I also had to stop and realize that she wasn’t asking me for my opinion! When we had more time to talk, she asked me if I had read the story yet, and she told me that the butterfly made her happy because she felt her dad was with them. I told her truthfully that I was glad she and her family had been given a sense of peace when they have been so sad. The playground bell rang and there wasn’t time for more conversation, but it felt like that was all she needed–a sense of being heard, and of her story being respected.
Isn’t that what we all want, ultimately? To be heard, and to be respected? None of us has all the answers; each person has certain experiences or come from family backgrounds that make it easier to believe one thing or another. While I am absolutely convinced that Jesus is the Son of God, who died for my sins and who lives today and who sent the Holy Spirit to guide and comfort me, not every situation is the right one for telling that particular story. Think about it: When you feel listened to and respected, doesn’t that makes it easier to ask more questions, tell more stories, consider more opinions?

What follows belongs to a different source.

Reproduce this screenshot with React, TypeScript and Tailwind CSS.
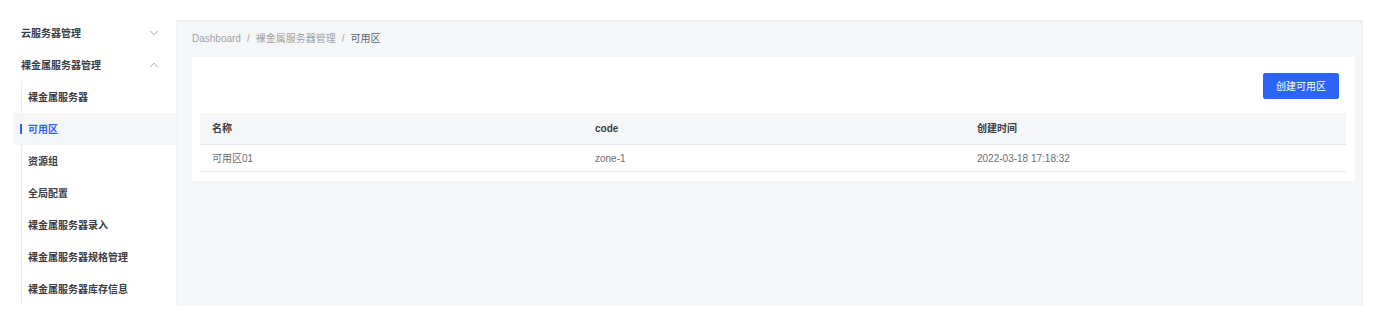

This story has helped me remember times when others have shared instances of hearing God’s voice, like a friend whose child died and who found a heart-shaped rock in the same spot where her child had liked to play and pick up rocks. It felt like a message of peace to my friend. I’m curious–have you ever had a time when you believe you heard God’s voice, even when other people might think you’re crazy? Trust me–someone who has heard God’s voice from children’s book characters like the Littles, who live under floorboards and who have little tails, will NOT think you’re crazy! Share it in the comments!
I am thegood shepherd; I know my sheep and my sheep know me–just as the Father knows me and I know the Father–and I lay down my life for the sheep. I have other sheep that are not of this sheep pen. I must bring them also. They too will listen to my voice, and there shall be one flock and one shepherd (John 10:14-16).